Register multiple anonymizers that will be applied in sequence:

1import opik
2import opik.hooks
3from opik.anonymizer import create_anonymizer
4
5# Clear existing anonymizers
6opik.hooks.clear_anonymizers()
7
8# Add multiple anonymizers in order
9opik.hooks.add_anonymizer(create_anonymizer([
10 {"regex": r"\b[A-Za-z0-9._%+-]+@[A-Za-z0-9.-]+\.[A-Z|a-z]{2,}\b", "replace": "[EMAIL]"}
11]))
12
13opik.hooks.add_anonymizer(create_anonymizer([
14 {"regex": r"\b\d{3}-\d{3}-\d{4}\b", "replace": "[PHONE]"}
15]))
16
17# Check if any anonymizers are registered
18if opik.hooks.has_anonymizers():
19 print(f"Active anonymizers: {len(opik.hooks.get_anonymizers())}")

Best Practices

Rule Ordering

Rules are applied in the order they’re defined.
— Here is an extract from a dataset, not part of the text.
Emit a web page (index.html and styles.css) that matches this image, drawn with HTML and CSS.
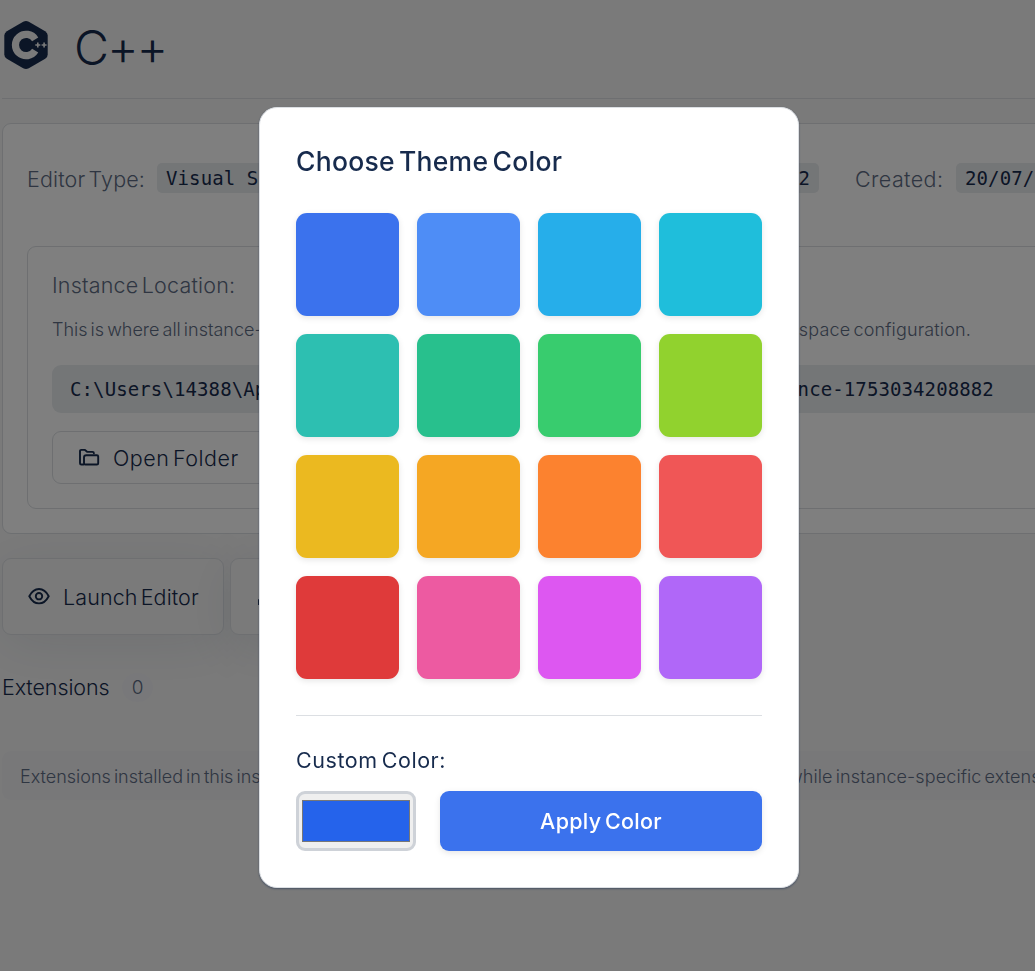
FILE: index.html
```html
<!DOCTYPE html>
<html lang="en">
<head>
<meta charset="utf-8">
<title>C++</title>
<link rel="stylesheet" href="styles.css">
</head>
<body>
<main class="page">
  <header class="header">
    <svg class="logo" width="46" height="50" viewBox="0 0 46 50">
      <path fill="#172b4d" d="M20.2 1.7Q23 .2 25.800 1.700L42.200 11.200Q44.700 12.800 44.700 15.600V34.400Q44.700 37.200 42.200 38.800L25.800 48.300Q23 49.800 20.200 48.300L3.800 38.800Q1.300 37.200 1.300 34.400V15.600Q1.300 12.800 3.800 11.200Z"/>
      <path fill="none" stroke="#f5f5f5" stroke-width="7.200" d="M32.200 19.300A10.700 10.700 0 1 0 32.200 30.700"/>
      <path stroke="#f5f5f5" stroke-width="1.600" d="M32.300 25h5M34.800 22.500v5M38.600 25h5M41.100 22.500v5"/>
    </svg>
    <h1 class="name">C++</h1>
  </header>

  <section class="card">
    <div class="facts">
      <div class="fact fact-editor"><span class="label label-type">Editor Type:</span><code class="chip">Visual Studio Code</code></div>
      <div class="fact fact-version"><span class="label label-version">Version:</span><code class="chip">1.102.2</code></div>
      <div class="fact"><span class="label label-created">Created:</span><code class="chip">20/07/2025</code></div>
    </div>
    <div class="location">
      <div class="label label-location">Instance Location:</div>
      <p class="lead"><span>This is where all instance-specific data is kept</span><span class="lead-end">workspace configuration.</span></p>
      <code class="path">C:\Users\14388\AppData\Roaming\ide-instance-hub\instances\instance-1753034208882</code>
      <button class="button open">
        <svg width="22" height="20" viewBox="0 0 22 20" fill="none" stroke="#172b4d" stroke-width="1.900" stroke-linejoin="round" stroke-linecap="round"><path d="M5.500 16.500H3.300Q2 16.500 2 15.200V3.200Q2 1.900 3.300 1.900H7L9.400 3.900H14.500Q15.900 3.900 15.900 5.300"/><path d="M8.300 7.300H18.900Q20.200 7.300 20.200 8.600V15.200Q20.200 16.500 18.900 16.500H7.300Q6 16.500 6 15.200V9.600Q6 7.300 8.300 7.300Z"/></svg>
        <span>Open Folder</span>
      </button>
    </div>
  </section>

  <div class="actions">
    <button class="button launch">
      <svg width="22" height="18" viewBox="0 0 22 18" fill="none" stroke="#172b4d" stroke-width="1.900"><path d="M1.300 8.200Q5 1 11 1T20.700 8.200Q17 15.400 11 15.400T1.300 8.200Z"/><circle cx="11" cy="8.200" r="3.200"/></svg>
      <span>Launch Editor</span>
    </button>
    <button class="button launch">
      <svg width="22" height="18" viewBox="0 0 22 18" fill="none" stroke="#172b4d" stroke-width="1.900" stroke-linecap="round"><path d="M3 12v4h16v-4M11 2v9M7 7l4 4 4-4"/></svg>
      <span>Export</span>
    </button>
  </div>

  <div class="extensions"><h2 class="subtitle">Extensions</h2><span class="count">0</span></div>
  <p class="note"><span class="note-start">Extensions installed in this instance are isolated</span><span class="note-end">while instance-specific extensions stay here.</span></p>
</main>

<div class="overlay">
  <div class="modal" role="dialog">
    <h3 class="title">Choose Theme Color</h3>
    <div class="swatches">
      <i class="swatch royal"></i><i class="swatch blue"></i><i class="swatch sky"></i><i class="swatch cyan"></i>
      <i class="swatch teal"></i><i class="swatch emerald"></i><i class="swatch green"></i><i class="swatch lime"></i>
      <i class="swatch yellow"></i><i class="swatch amber"></i><i class="swatch orange"></i><i class="swatch coral"></i>
      <i class="swatch red"></i><i class="swatch pink"></i><i class="swatch fuchsia"></i><i class="swatch purple"></i>
    </div>
    <div class="custom">
      <div class="custom-label">Custom Color:</div>
      <div class="custom-row">
        <div class="picker"><div class="picker-color"></div></div>
        <button class="apply"><span>Apply Color</span></button>
      </div>
    </div>
  </div>
</div>
</body>
</html>
```
FILE: styles.css
```css
* { box-sizing: border-box; }
html { overflow: hidden; }
body {
  margin: 0;
  height: 971px;
  overflow: hidden;
  background: #f5f5f5;
  color: #172b4d;
  font-family: Inter, "Liberation Sans", sans-serif;
  font-weight: 300;
}
h1, h2, h3, p { margin: 0; font-weight: inherit; }
button { font: inherit; color: inherit; }
svg { flex: none; display: block; }

.page { width: 100%; padding-left: 2px; overflow: hidden; }
.header {
  display: flex;
  align-items: center;
  gap: 25px;
  height: 99px;
  padding: 0 0 9px 1px;
  border-bottom: 1px solid #dcdfe3;
}
.name { padding-top: 6px; font-size: 48px; line-height: 60px; font-weight: 300; letter-spacing: -1.8px; }

.card {
  width: 1398px;
  height: 411px;
  margin-top: 24px;
  padding: 39px 24px 24px;
  background: #fff;
  border: 1px solid #dcdfe3;
  border-radius: 9px;
}
.facts { display: flex; height: 83px; align-items: flex-start; }
.fact { display: flex; flex: none; align-items: center; height: 30px; white-space: nowrap; }
.fact-editor { width: 392px; }
.fact-version { width: 436px; padding-right: 36px; justify-content: flex-end; }
.label { padding-top: 2px; color: #5e6c84; font-size: 21.5px; line-height: 30px; }
.label-type { width: 130px; letter-spacing: .15px; word-spacing: -3px; }
.label-version { width: 95px; }
.label-created { width: 101px; letter-spacing: .4px; }
.chip {
  height: 30px;
  padding: 0 9px;
  background: #e9ecef;
  border-radius: 5px;
  font: 400 19px/31px "DejaVu Sans Mono", monospace;
  letter-spacing: .11px;
}
.location {
  height: 263px;
  padding: 22px 24px;
  border: 1px solid #dcdfe3;
  border-radius: 9px;
}
.label-location { height: 31px; padding-top: 1px; letter-spacing: .2px; word-spacing: -3px; }
.lead {
  display: flex;
  justify-content: space-between;
  width: 919px;
  margin-top: 17px;
  color: #5e6c84;
  font-size: 18px;
  line-height: 26px;
  word-spacing: -2px;
  white-space: nowrap;
}
.lead-end { letter-spacing: .15px; }
.path {
  display: block;
  height: 48px;
  margin-top: 22px;
  padding: 0 18px;
  background: #e9ecef;
  border-radius: 9px;
  font: 400 19px/49px "DejaVu Sans Mono", monospace;
  letter-spacing: .11px;
}
.button {
  display: flex;
  flex: none;
  align-items: center;
  background: transparent;
  border: 1px solid #dcdfe3;
  border-radius: 9px;
  font-size: 21.5px;
  white-space: nowrap;
}
.open { width: 240px; height: 53px; margin-top: 18px; padding: 0 25px; gap: 13px; letter-spacing: .5px; word-spacing: -3px; }
.actions { display: flex; gap: 6px; margin-top: 24px; }
.launch {
  width: 222px;
  height: 77px;
  padding: 0 25px;
  gap: 13px;
  background: #f5f5f5;
  box-shadow: 0 9px 54px rgba(23, 43, 77, .09);
  letter-spacing: .1px;
  word-spacing: -3px;
}
.launch span { padding-top: 1px; }
.extensions { display: flex; align-items: center; height: 30px; margin-top: 37px; }
.subtitle { width: 120px; font-size: 21.5px; line-height: 30px; letter-spacing: -.1px; }
.count {
  width: 31px;
  height: 29px;
  background: #f1f1f4;
  border-radius: 15px;
  color: #5e6c84;
  font-size: 19px;
  line-height: 30px;
  text-align: center;
}
.note {
  display: flex;
  width: 1398px;
  height: 49px;
  margin-top: 49px;
  padding: 0 18px;
  background: #f0f0f3;
  border-radius: 9px;
  color: #5e6c84;
  font-size: 18px;
  line-height: 51px;
  word-spacing: -2px;
  white-space: nowrap;
}
.note-start { width: 768px; }
.note-end { letter-spacing: .1px; }

.overlay {
  position: fixed;
  inset: 0;
  padding: 107px 0 0 259px;
  background: rgba(0, 0, 0, .5);
}
.modal {
  width: 540px;
  height: 781px;
  padding: 36px;
  background: #fff;
  border: 1px solid #dcdfe3;
  border-radius: 18px;
  box-shadow: 0 1px 2px rgba(23, 43, 77, .5);
}
.title {
  height: 69px;
  font-size: 26.5px;
  line-height: 35px;
  font-weight: 500;
  letter-spacing: .25px;
  word-spacing: -3px;
  white-space: nowrap;
}
.swatches { display: grid; grid-template-columns: repeat(4, 103px); grid-auto-rows: 103px; gap: 18px; }
.swatch { border-radius: 11px; box-shadow: 0 2px 6px rgba(0, 0, 0, .1); }
.royal { background: #3b72ed; }
.blue { background: #4e8df6; }
.sky { background: #26aeea; }
.cyan { background: #1fbedb; }
.teal { background: #2dbfb1; }
.emerald { background: #28c08d; }
.green { background: #38cc6e; }
.lime { background: #91d22e; }
.yellow { background: #ebb920; }
.amber { background: #f5a723; }
.orange { background: #fc822f; }
.coral { background: #f05656; }
.red { background: #df3a3a; }
.pink { background: #ed5aa1; }
.fuchsia { background: #dd57f1; }
.purple { background: #b067f8; }

.custom { margin-top: 36px; padding-top: 28px; border-top: 1px solid #dcdfe3; }
.custom-label { height: 47px; font-size: 21.5px; line-height: 32px; font-weight: 400; letter-spacing: .55px; word-spacing: -2.5px; }
.custom-row { display: flex; gap: 24px; }
.picker {
  width: 120px;
  height: 60px;
  padding: 6px 3px;
  background: #efefef;
  border: 3px solid #ced2d8;
  border-radius: 9px;
}
.picker-color { height: 42px; background: #2563eb; border: 1px solid #777; }
.apply {
  flex: 1;
  height: 60px;
  border: 0;
  border-radius: 9px;
  background: #3b72ed;
  color: #fff;
  font-size: 21.5px;
  font-weight: 550;
  letter-spacing: .3px;
  word-spacing: -2.5px;
  box-shadow: 0 2px 6px rgba(0, 0, 0, .1);
}
```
More specific patterns should come before general ones:

1rules = [
2 # Specific: Credit cards (more specific pattern first)
3 {"regex": r"\b4\d{3}[- ]?\d{4}[- ]?\d{4}[- ]?\d{4}\b", "replace": "[VISA_CARD]"},
4 # General: Any credit card
5 {"regex": r"\b\d{4}[- ]?\d{4}[- ]?\d{4}[- ]?\d{4}\b", "replace": "[CARD]"},
6 # General: Any number sequence
7 {"regex": r"\b\d{4,}\b", "replace": "[NUMBER]"},
8]

Performance Considerations

  • Use precompiled regex patterns for improved performance on large datasets when implementing custom anonymization functions. (OPIK automatically compiles regex patterns when an anonymizer is registered using a regex pattern.)
  • Keep the number of rules reasonable to avoid performance impacts
  • Consider using more specific patterns to reduce false positives
1import re
2from opik.anonymizer import create_anonymizer
3
4# Pre-compile regex for better performance
5EMAIL_PATTERN = re.compile(r"\b[A-Za-z0-9._%+-]+@[A-Za-z0-9.-]+\.[A-Z|a-z]{2,}\b")
6
7def efficient_email_anonymizer(text):
8 return EMAIL_PATTERN.sub("[EMAIL]", text)
9
10anonymizer = create_anonymizer(efficient_email_anonymizer)

Testing Anonymizers

Always test your anonymization rules to ensure they work correctly:

1from opik.anonymizer import create_anonymizer
2
3# Define your rules
4rules = [
5 {"regex": r"\b[A-Za-z0-9._%+-]+@[A-Za-z0-9.-]+\.[A-Z|a-z]{2,}\b", "replace": "[EMAIL]"},
6 {"regex": r"\b\d{3}-\d{3}-\d{4}\b", "replace": "[PHONE]"},
7]
8
9anonymizer = create_anonymizer(rules)
10
11# Test with sample data
12test_data = "Contact John at john.doe@company.com or call 555-123-4567"
13anonymized = anonymizer.anonymize(test_data)
14print(anonymized) # Should output: "Contact John at [EMAIL] or call [PHONE]"
15
16# Test with nested data
17test_nested = {
18 "user": {
19 "email": "user@example.com",
20 "phone": "555-987-6543",
21 "notes": "Called regarding john@company.com"
22 }
23}
24anonymized_nested = anonymizer.anonymize(test_nested)
25print(anonymized_nested)

Troubleshooting

Common Issues

Anonymizer not working:

  • Ensure the anonymizer is registered with opik.hooks.add_anonymizer()
  • Check that your patterns are correct using a regex tester
  • Verify that opik.flush_tracker() is called if needed

Performance issues:

  • Reduce the complexity of regex patterns
  • Limit the number of registered anonymizers
  • Consider using more specific patterns to reduce processing overhead

False positives:

  • Make your regex patterns more specific
  • Test thoroughly with representative data
  • Consider using negative lookbehind/lookahead assertions

Security Considerations

  • Test thoroughly: Always test anonymization rules with representative data
  • Regular updates: Review and update patterns as your application evolves
  • Compliance: Ensure your anonymization approach meets regulatory requirements
  • Backup strategy: Consider how to handle cases where anonymization fails
  • Access control: Limit access to original data and anonymization rules

Remember that anonymization is a one-way process — once data is anonymized in Opik, the original values cannot be recovered. Plan your anonymization strategy accordingly.